Open-Vocabulary Panoptic Segmentation with Text-to-Image Diffusion Models
The paper “Open-Vocabulary Panoptic Segmentation with Text-to-Image Diffusion Models” introduces ODISE, a framework that harnesses the capabilities of pre-trained text-to-image diffusion models for open-vocabulary panoptic segmentation. ODISE effectively integrates these diffusion models with discriminative text-image models to enhance the segmentation performance across various challenging tasks.
Key Contributions
ODISE leverages the internal representations of text-to-image diffusion models to perform segmentation tasks. These diffusion models, when trained on broad datasets, exhibit a strong correlation with real-world concepts, allowing them to generate high-quality image data. The semantic richness of their internal feature spaces makes them suitable for tasks requiring the classification of arbitrary concepts.
- Integration of Diffusion and Discriminative Models: ODISE combines the generative power of diffusion models with the classification strength of discriminative models such as CLIP. This hybrid approach utilizes frozen representations to achieve superior segmentation performance.
- Open-Vocabulary Performance: By using these integrated models, ODISE achieves significant improvements over previous methods. For instance, on the ADE20K dataset, it recorded an impressive 23.4 PQ and 30.0 mIoU with COCO training, marking an 8.3 PQ and 7.9 mIoU enhancement over previous state-of-the-art methods.
- Implicit Captioning: To address the reliance on paired image-caption data, ODISE introduces an implicit captioner. This module produces implicit text embeddings, ensuring optimal feature extraction for various downstream tasks even in the absence of explicit captions.
- Universal Applicability: The paper extends its evaluation across multiple datasets, including ADE20K and COCO, demonstrating the method's robustness and effectiveness in segmenting both seen and unseen categories.
Numerical Results and Comparisons
The paper presents compelling results showcasing the superiority of its approach. For instance, ODISE outperforms the concurrent baseline, MaskCLIP, by 8.3 PQ on ADE20K. In semantic segmentation, it provides a marked improvement in mIoU scores on datasets with diverse classes such as ADE20K and Pascal Context. This achievement underscores the utility of text-to-image diffusion features in enhancing segmentation quality.
Theoretical and Practical Implications
The research explores the use of text-to-image diffusion models beyond image generation, emphasizing their potential as feature extractors for recognition tasks. This insight opens up possibilities for similar applications across other domains, where understanding and classifying open-vocabulary content is critical.
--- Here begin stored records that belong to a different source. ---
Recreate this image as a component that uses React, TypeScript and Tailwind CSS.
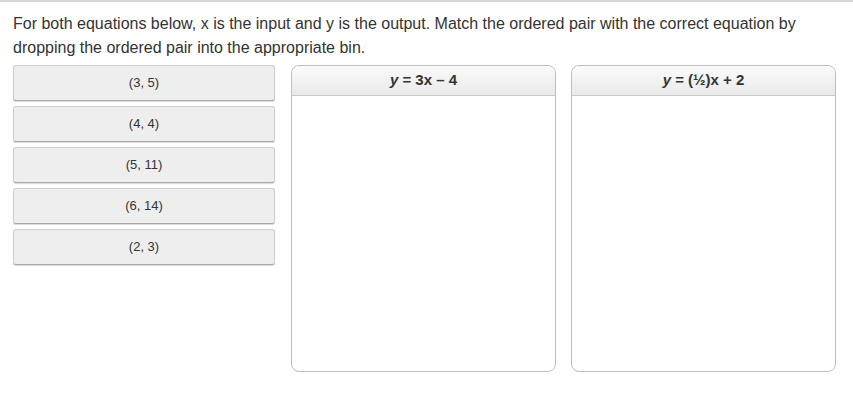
const pairs = ["(3, 5)", "(4, 4)", "(5, 11)", "(6, 14)", "(2, 3)"];

function Bin({ children }: { children: React.ReactNode }) {
  return (
    <div className="flex h-[307px] w-[265px] flex-col rounded-[8px] border border-[#bdbdbd] bg-white">
      <div className="flex h-[30px] items-center justify-center rounded-t-[8px] border-b border-[#c8c8c8] bg-gradient-to-b from-[#fbfbfb] to-[#e9e9e9] text-[15px] font-bold text-[#333]">
        {children}
      </div>
      <div className="flex-1" />
    </div>
  );
}

export default function App() {
  return (
    <div className="h-[416px] w-[853px] border-t-2 border-[#d6d6d6] bg-white font-['Liberation_Sans',Arial,sans-serif] text-[#333]">
      <p className="px-[13px] pt-[10px] text-[16px] leading-[24px]">
        For both equations below, x is the input and y is the output. Match the ordered pair with the correct equation by
        dropping the ordered pair into the appropriate bin.
      </p>
      <div className="mt-[5px] flex items-start pl-[13px]">
        <div className="flex w-[262px] flex-col gap-[5px]">
          {pairs.map((pair) => (
            <div
              key={pair}
              className="flex h-[36px] items-center justify-center rounded-[3px] border border-[#cfcfcf] border-b-[#a9a9a9] bg-[#eeeeee] text-[13px] text-[#333] shadow-[0_1px_1px_rgba(0,0,0,0.15)]"
            >
              {pair}
            </div>
          ))}
        </div>
        <div className="ml-[16px] flex gap-[15px]">
          <Bin>
            <span>
              <i>y</i> = 3x – 4
            </span>
          </Bin>
          <Bin>
            <span>
              <i>y</i> = (½)x + 2
            </span>
          </Bin>
        </div>
      </div>
    </div>
  );
}
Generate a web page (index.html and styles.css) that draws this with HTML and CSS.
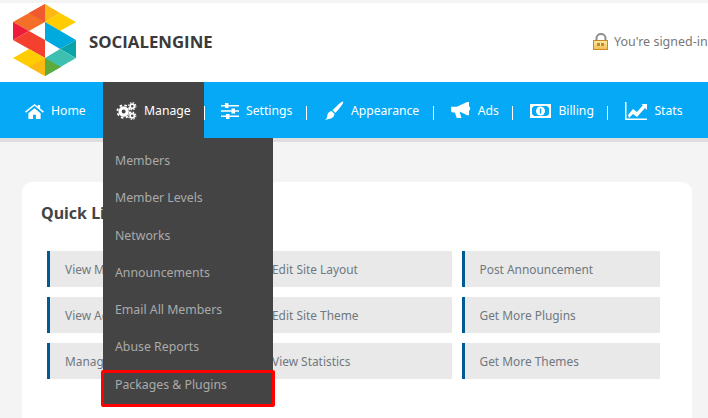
FILE: index.html
```html
<!DOCTYPE html>
<html>
<head>
<meta charset="utf-8">
<link rel="stylesheet" href="styles.css">
</head>
<body>
<header class="top">
  <div class="brand">
    <svg class="logo" width="76" height="80" viewBox="0 0 76 80">
      <polygon points="5,22 37,4 37,22 21,31" fill="#f4702a"/>
      <polygon points="21,13 37,4 37,22" fill="#f15a2f"/>
      <polygon points="37,4 52,13 37,22" fill="#fdb913"/>
      <polygon points="52,13 68,22 52,31 37,22" fill="#ffcc00"/>
      <polygon points="5,22 21,31 5,40" fill="#ee1c3a"/>
      <polygon points="21,31 37,40 37,58 5,40" fill="#f4402e"/>
      <polygon points="37,22 68,40 52,49 37,40" fill="#00a9de"/>
      <polygon points="68,40 68,58 52,49" fill="#0aa3ac"/>
      <polygon points="52,49 68,58 37,76 37,58" fill="#3dc0b0"/>
      <polygon points="37,58 53,67 37,76" fill="#5cab3c"/>
      <polygon points="5,58 21,49 37,58 37,76" fill="#ffcc00"/>
      <polygon points="21,67 37,58 37,76" fill="#fdb913"/>
    </svg>
    <span class="brand-name">SOCIALENGINE</span>
  </div>
  <div class="signed">
    <svg width="16" height="17" viewBox="0 0 16 17">
      <defs><linearGradient id="lk" x1="0" y1="0" x2="0" y2="1"><stop offset="0" stop-color="#fbe9a8"/><stop offset="1" stop-color="#f2bf50"/></linearGradient></defs>
      <path d="M3.500 8V5a4.500 4 0 0 1 9 0v3" fill="none" stroke="#8d8d8d" stroke-width="2"/>
      <rect x="0.500" y="7.500" width="14" height="9" fill="url(#lk)" stroke="#c98a2b"/>
      <rect x="4" y="10" width="7" height="3" fill="#c08a2a"/>
      <rect x="7" y="10" width="1" height="3" fill="#fbe9a8"/>
    </svg>
    <span>You're signed-in</span>
  </div>
</header>

<nav class="nav">
  <a class="nav-item first"><svg class="ico" width="19" height="16" viewBox="0 0 20 17"><path d="M10 1 0 9l1 1.300L10 3l9 7.300L20 9l-4-3.200V2h-2.500v1.800L10 1zM3.500 11v6H8.500v-4.500h3V17h5v-6L10 5.500z" fill="#fff"/></svg>Home</a>
  <a class="nav-item active"><svg class="ico" width="21" height="20" viewBox="0 0 22 20"><g fill="none" stroke="#fff"><circle cx="8" cy="10.500" r="3.800" stroke-width="3.400"/><circle cx="8" cy="10.500" r="6.600" stroke-width="1.800" stroke-dasharray="2.600 2.600"/><circle cx="17" cy="5" r="2.200" stroke-width="1.800"/><circle cx="17" cy="5" r="3.800" stroke-width="1.200" stroke-dasharray="1.500 1.500"/><circle cx="17" cy="15" r="2.200" stroke-width="1.800"/><circle cx="17" cy="15" r="3.800" stroke-width="1.200" stroke-dasharray="1.500 1.500"/></g></svg>Manage</a>
  <a class="nav-item"><svg class="ico" width="18" height="16" viewBox="0 0 18 16"><path d="M0 2h18v1.500H0zM0 7.300h18v1.500H0zM0 12.500h18V14H0z" fill="#fff"/><path d="M4 0h3.500v5H4zM10.500 5.500H14v5h-3.500zM5 11h3.500v5H5z" fill="#fff"/></svg>Settings</a>
  <a class="nav-item"><svg class="ico" width="20" height="20" viewBox="0 0 21 20"><path d="M20 0c1.500 1-5 9-8 12l-3-3c3-3 10-10 11-9zM8 10l3 3c0 4-4 6-10 6 3-1 2-4 3-6 1-2 3-3 4-3z" fill="#fff"/></svg>Appearance</a>
  <a class="nav-item"><svg class="ico" width="20" height="17" viewBox="0 0 21 18"><path d="M0 5h6L17 0h2v14h-2L9 10l2 7H6L4 11H2a2 2 0 0 1-2-2zM19 4.500a3 3 0 0 1 0 5z" fill="#fff"/></svg>Ads</a>
  <a class="nav-item"><svg class="ico" width="21" height="14" viewBox="0 0 21 14"><path fill-rule="evenodd" d="M0 0h21v14H0zM4 2 2 4v6l2 2h13l2-2V4l-2-2z" fill="#fff"/><circle cx="10.500" cy="7" r="4.500" fill="#fff"/><path d="M9.800 4.500h1.500v5H9.800z" fill="#05a9f5"/></svg>Billing</a>
  <a class="nav-item last"><svg class="ico" width="22" height="18" viewBox="0 0 22 18"><path d="M0 0h1.500v16.500H22V18H0z" fill="#fff"/><path d="M3 13l5-6 4 3 6-7-2-1h6v6l-2-2-8 9-4-3-4 4z" fill="#fff"/></svg>Stats</a>
</nav>

<main class="page">
  <section class="card">
    <h2 class="card-title">Quick Links</h2>
    <div class="links">
      <a class="link">View Members</a>
      <a class="link">Edit Site Layout</a>
      <a class="link">Post Announcement</a>
      <a class="link">View Ads</a>
      <a class="link">Edit Site Theme</a>
      <a class="link">Get More Plugins</a>
      <a class="link">Manage</a>
      <a class="link">View Statistics</a>
      <a class="link">Get More Themes</a>
    </div>
  </section>
</main>

<ul class="menu">
  <li>Members</li>
  <li>Member Levels</li>
  <li>Networks</li>
  <li>Announcements</li>
  <li>Email All Members</li>
  <li>Abuse Reports</li>
  <li class="marked">Packages &amp; Plugins</li>
</ul>
</body>
</html>
```

FILE: styles.css
```css
*, *::before, *::after { box-sizing: border-box; }
html, body { margin: 0; height: 100%; overflow: hidden; }
body {
  width: 708px;
  height: 418px;
  background: #f4f4f4;
  font-family: "Noto Sans", sans-serif;
  position: relative;
}
.top {
  margin-top: 3px;
  height: 79px;
  background: #fff;
  display: flex;
  align-items: center;
  justify-content: space-between;
  padding-left: 8px;
  white-space: nowrap;
  overflow: hidden;
}
.brand { display: flex; align-items: center; margin-top: -6px; }
.logo { display: block; margin-top: 1px; }
.brand-name {
  font-family: "Open Sans", sans-serif;
  font-weight: 700;
  font-size: 16.800px;
  color: #3a3a3a;
  margin-left: 5px;
  margin-top: 3px;
}
.signed {
  display: flex;
  align-items: center;
  gap: 5px;
  font-size: 12.500px;
  color: #777;
  width: 115px;
  flex: none;
  margin-top: -3px;
  overflow: hidden;
}
.signed svg { flex: none; }
.nav {
  height: 56px;
  background: #05a9f5;
  display: flex;
  align-items: center;
  box-shadow: 0 4px 0 #dedede;
  position: relative;
  color: #fff;
  font-size: 12.200px;
  white-space: nowrap;
}
.nav-item {
  display: flex;
  align-items: center;
  height: 56px;
  padding: 1px 14.500px 0 17px;
  position: relative;
}
.nav-item::after {
  content: "";
  position: absolute;
  right: 0;
  top: 24px;
  height: 14px;
  width: 1px;
  background: #fff;
}
.nav-item.first { padding-left: 25px; width: 103px; }
.nav-item.first::after, .nav-item.last::after { display: none; }
.nav-item.active { background: #444; width: 101px; padding-left: 13px; }
.nav-item.active::after { right: -1px; }
.ico { flex: none; margin-right: 7px; }
.page { padding: 44px 16px 0 22px; }
.card {
  background: #fff;
  border-radius: 10px 10px 0 0;
  height: 236px;
  padding: 21px 32px 0 19px;
}
.card-title {
  margin: 0 0 27px;
  font-size: 16px;
  line-height: 21px;
  font-weight: 700;
  color: #444;
}
.links {
  margin-left: 6px;
  display: grid;
  grid-template-columns: 197.500px 198px 198px;
  grid-auto-rows: 36px;
  column-gap: 9.500px;
  row-gap: 10px;
}
.link {
  display: flex;
  align-items: center;
  background: #e9e9e9;
  border-left: 3px solid #005a94;
  padding-left: 15px;
  font-size: 11.900px;
  color: #6f7880;
}
.menu {
  position: absolute;
  left: 103px;
  top: 138px;
  width: 170px;
  height: 268px;
  margin: 0;
  padding: 4px 0 0;
  list-style: none;
  background: #444;
  border-radius: 0 0 3px 3px;
  color: #aaa;
  font-size: 12.300px;
}
.menu li {
  height: 37.300px;
  line-height: 38px;
  padding-left: 12px;
}
.menu .marked {
  position: relative;
}
.menu .marked::after {
  content: "";
  position: absolute;
  left: -2px;
  top: 4px;
  width: 174px;
  height: 37px;
  border: 3px solid #f00;
  border-radius: 2px;
}
```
Practically, this method could transform several applications such as autonomous driving, where real-time, accurate segmentation is required for safety and efficiency. The ability of the framework to generalize to unseen categories has profound implications for dynamically evolving environments where pre-defined labels are insufficient.
Future Directions
This paper paves the way for future exploration into the incorporation of other generative models with discriminative tasks, potentially extending to fields beyond vision such as natural language processing. Furthermore, addressing challenges such as the category ambiguity seen in current datasets could refine the model's performance further. New methods for improving the specificity and exclusivity of category definitions are prospective research avenues.
In conclusion, ODISE represents a significant step forward in leveraging diffusion models for segmentation tasks, marking a notable advancement in open-vocabulary recognition and offering valuable insights for future developments in the field.